● **DATA SHOWN**
========================================
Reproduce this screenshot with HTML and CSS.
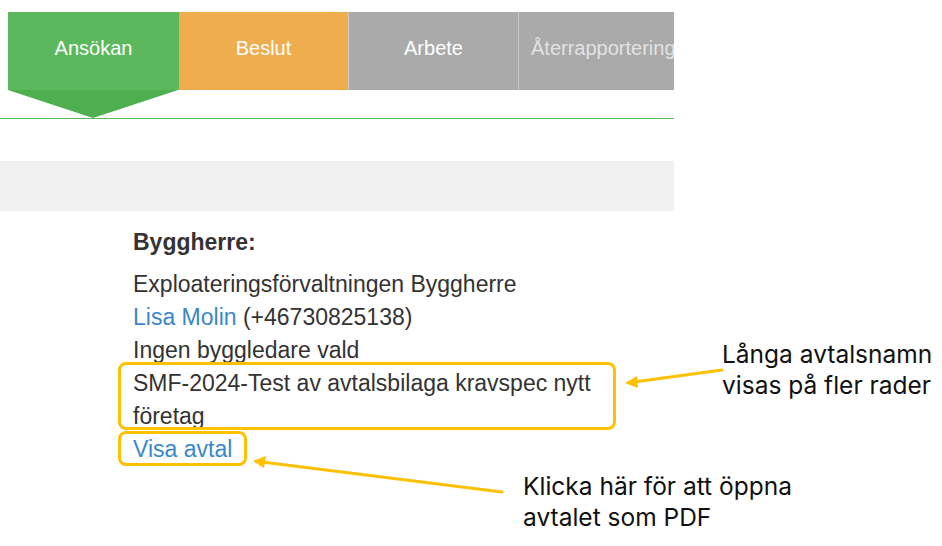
FILE: index.html
```html
<!DOCTYPE html>
<html lang="sv">
<head>
<meta charset="utf-8">
<title>Byggherre</title>
<link rel="stylesheet" href="styles.css">
</head>
<body>
<div class="page">
  <div class="main">
    <nav class="steps">
      <div class="step step-active">Ansökan<span class="pointer"></span></div>
      <div class="step step-warn">Beslut</div>
      <div class="step step-gray">Arbete</div>
      <div class="step step-gray step-dim">Återrapportering</div>
    </nav>
    <div class="rule"></div>
    <div class="band"></div>
    <section class="info">
      <h3 class="info-title">Byggherre:</h3>
      <div class="line">Exploateringsförvaltningen Byggherre</div>
      <div class="line"><a class="link" href="#">Lisa Molin</a> (+46730825138)</div>
      <div class="line">Ingen byggledare vald</div>
      <div class="line">SMF-2024-Test av avtalsbilaga kravspec nytt företag</div>
      <div class="line"><a class="link" href="#">Visa avtal</a></div>
    </section>
  </div>

  <div class="hl hl-name"></div>
  <div class="hl hl-link"></div>

  <svg class="arrows" width="942" height="546" viewBox="0 0 942 546">
    <g stroke="#ffc000" stroke-width="3" stroke-linecap="round">
      <line x1="722" y1="370" x2="634" y2="382"/>
      <line x1="502" y1="492" x2="262" y2="462"/>
    </g>
    <polygon points="625,383 637,376 638,388" fill="#ffc000"/>
    <polygon points="253,461 266,456 264,468" fill="#ffc000"/>
  </svg>

  <div class="note note-1">Långa avtalsnamn<br>visas på fler rader</div>
  <div class="note note-2">Klicka här för att öppna<br>avtalet som PDF</div>
</div>
</body>
</html>
```

FILE: styles.css
```css
html, body {
  margin: 0;
  padding: 0;
  background: #ffffff;
}
.page {
  position: relative;
  width: 942px;
  height: 546px;
  overflow: hidden;
  font-family: "Liberation Sans", Arial, sans-serif;
}
.main {
  width: 674px;
  padding-top: 12px;
}
.steps {
  display: flex;
  padding-left: 8px;
  height: 78px;
  overflow: hidden;
}
.steps:has(.pointer) {
  overflow: visible;
}
.step {
  position: relative;
  flex: 0 0 170px;
  display: flex;
  align-items: center;
  justify-content: center;
  color: #ffffff;
  font-size: 20px;
  padding-bottom: 6px;
  box-sizing: border-box;
  white-space: nowrap;
}
.step-active {
  flex-basis: 171px;
  background: #5cb85c;
}
.step-warn {
  flex-basis: 169px;
  background: #f0ad4e;
}
.step-gray {
  background: #aaaaaa;
  border-left: 1px solid #c9c9c9;
}
.step-dim {
  flex: 1 1 auto;
  color: #e2e2e2;
  justify-content: flex-start;
  padding-left: 12px;
  overflow: hidden;
}
.pointer {
  position: absolute;
  left: 0;
  top: 78px;
  width: 0;
  height: 0;
  border-left: 85.5px solid transparent;
  border-right: 85.5px solid transparent;
  border-top: 28px solid #4daf4d;
}
.rule {
  margin-top: 28px;
  height: 1px;
  background: #5cb85c;
}
.band {
  margin-top: 42px;
  height: 50px;
  background: #f0f0f0;
}
.info {
  padding-left: 133px;
  padding-top: 15px;
  color: #333333;
  font-size: 23px;
  line-height: 33px;
}
.info-title {
  margin: 0 0 9px 0;
  font-size: 23px;
  font-weight: bold;
  line-height: 33px;
}
.line {
  width: 480px;
}
.link {
  color: #3a87c9;
  text-decoration: none;
}
.hl {
  position: absolute;
  border: 3px solid #ffc000;
  border-radius: 8px;
  box-sizing: border-box;
}
.hl-name {
  left: 118px;
  top: 362px;
  width: 498px;
  height: 68px;
}
.hl-link {
  left: 118px;
  top: 431px;
  width: 129px;
  height: 35px;
}
.arrows {
  position: absolute;
  left: 0;
  top: 0;
}
.note {
  position: absolute;
  font-family: Inter, "Noto Sans", sans-serif;
  font-size: 24.5px;
  line-height: 31px;
  color: #111111;
}
.note-1 {
  left: 722px;
  top: 339px;
}
.note-2 {
  left: 523px;
  top: 471px;
}
```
========================================
● **SHORT PROBLEM**
Return each line from the material above exactly, but not the pictures.

● **ANSWER**
Reproduce this screenshot with HTML and CSS.
FILE: index.html
```html
<!DOCTYPE html>
<html lang="sv">
<head>
<meta charset="utf-8">
<title>Byggherre</title>
<link rel="stylesheet" href="styles.css">
</head>
<body>
<div class="page">
  <div class="main">
    <nav class="steps">
      <div class="step step-active">Ansökan<span class="pointer"></span></div>
      <div class="step step-warn">Beslut</div>
      <div class="step step-gray">Arbete</div>
      <div class="step step-gray step-dim">Återrapportering</div>
    </nav>
    <div class="rule"></div>
    <div class="band"></div>
    <section class="info">
      <h3 class="info-title">Byggherre:</h3>
      <div class="line">Exploateringsförvaltningen Byggherre</div>
      <div class="line"><a class="link" href="#">Lisa Molin</a> (+46730825138)</div>
      <div class="line">Ingen byggledare vald</div>
      <div class="line">SMF-2024-Test av avtalsbilaga kravspec nytt företag</div>
      <div class="line"><a class="link" href="#">Visa avtal</a></div>
    </section>
  </div>

  <div class="hl hl-name"></div>
  <div class="hl hl-link"></div>

  <svg class="arrows" width="942" height="546" viewBox="0 0 942 546">
    <g stroke="#ffc000" stroke-width="3" stroke-linecap="round">
      <line x1="722" y1="370" x2="634" y2="382"/>
      <line x1="502" y1="492" x2="262" y2="462"/>
    </g>
    <polygon points="625,383 637,376 638,388" fill="#ffc000"/>
    <polygon points="253,461 266,456 264,468" fill="#ffc000"/>
  </svg>

  <div class="note note-1">Långa avtalsnamn<br>visas på fler rader</div>
  <div class="note note-2">Klicka här för att öppna<br>avtalet som PDF</div>
</div>
</body>
</html>
```

FILE: styles.css
```css
html, body {
  margin: 0;
  padding: 0;
  background: #ffffff;
}
.page {
  position: relative;
  width: 942px;
  height: 546px;
  overflow: hidden;
  font-family: "Liberation Sans", Arial, sans-serif;
}
.main {
  width: 674px;
  padding-top: 12px;
}
.steps {
  display: flex;
  padding-left: 8px;
  height: 78px;
  overflow: hidden;
}
.steps:has(.pointer) {
  overflow: visible;
}
.step {
  position: relative;
  flex: 0 0 170px;
  display: flex;
  align-items: center;
  justify-content: center;
  color: #ffffff;
  font-size: 20px;
  padding-bottom: 6px;
  box-sizing: border-box;
  white-space: nowrap;
}
.step-active {
  flex-basis: 171px;
  background: #5cb85c;
}
.step-warn {
  flex-basis: 169px;
  background: #f0ad4e;
}
.step-gray {
  background: #aaaaaa;
  border-left: 1px solid #c9c9c9;
}
.step-dim {
  flex: 1 1 auto;
  color: #e2e2e2;
  justify-content: flex-start;
  padding-left: 12px;
  overflow: hidden;
}
.pointer {
  position: absolute;
  left: 0;
  top: 78px;
  width: 0;
  height: 0;
  border-left: 85.5px solid transparent;
  border-right: 85.5px solid transparent;
  border-top: 28px solid #4daf4d;
}
.rule {
  margin-top: 28px;
  height: 1px;
  background: #5cb85c;
}
.band {
  margin-top: 42px;
  height: 50px;
  background: #f0f0f0;
}
.info {
  padding-left: 133px;
  padding-top: 15px;
  color: #333333;
  font-size: 23px;
  line-height: 33px;
}
.info-title {
  margin: 0 0 9px 0;
  font-size: 23px;
  font-weight: bold;
  line-height: 33px;
}
.line {
  width: 480px;
}
.link {
  color: #3a87c9;
  text-decoration: none;
}
.hl {
  position: absolute;
  border: 3px solid #ffc000;
  border-radius: 8px;
  box-sizing: border-box;
}
.hl-name {
  left: 118px;
  top: 362px;
  width: 498px;
  height: 68px;
}
.hl-link {
  left: 118px;
  top: 431px;
  width: 129px;
  height: 35px;
}
.arrows {
  position: absolute;
  left: 0;
  top: 0;
}
.note {
  position: absolute;
  font-family: Inter, "Noto Sans", sans-serif;
  font-size: 24.5px;
  line-height: 31px;
  color: #111111;
}
.note-1 {
  left: 722px;
  top: 339px;
}
.note-2 {
  left: 523px;
  top: 471px;
}
```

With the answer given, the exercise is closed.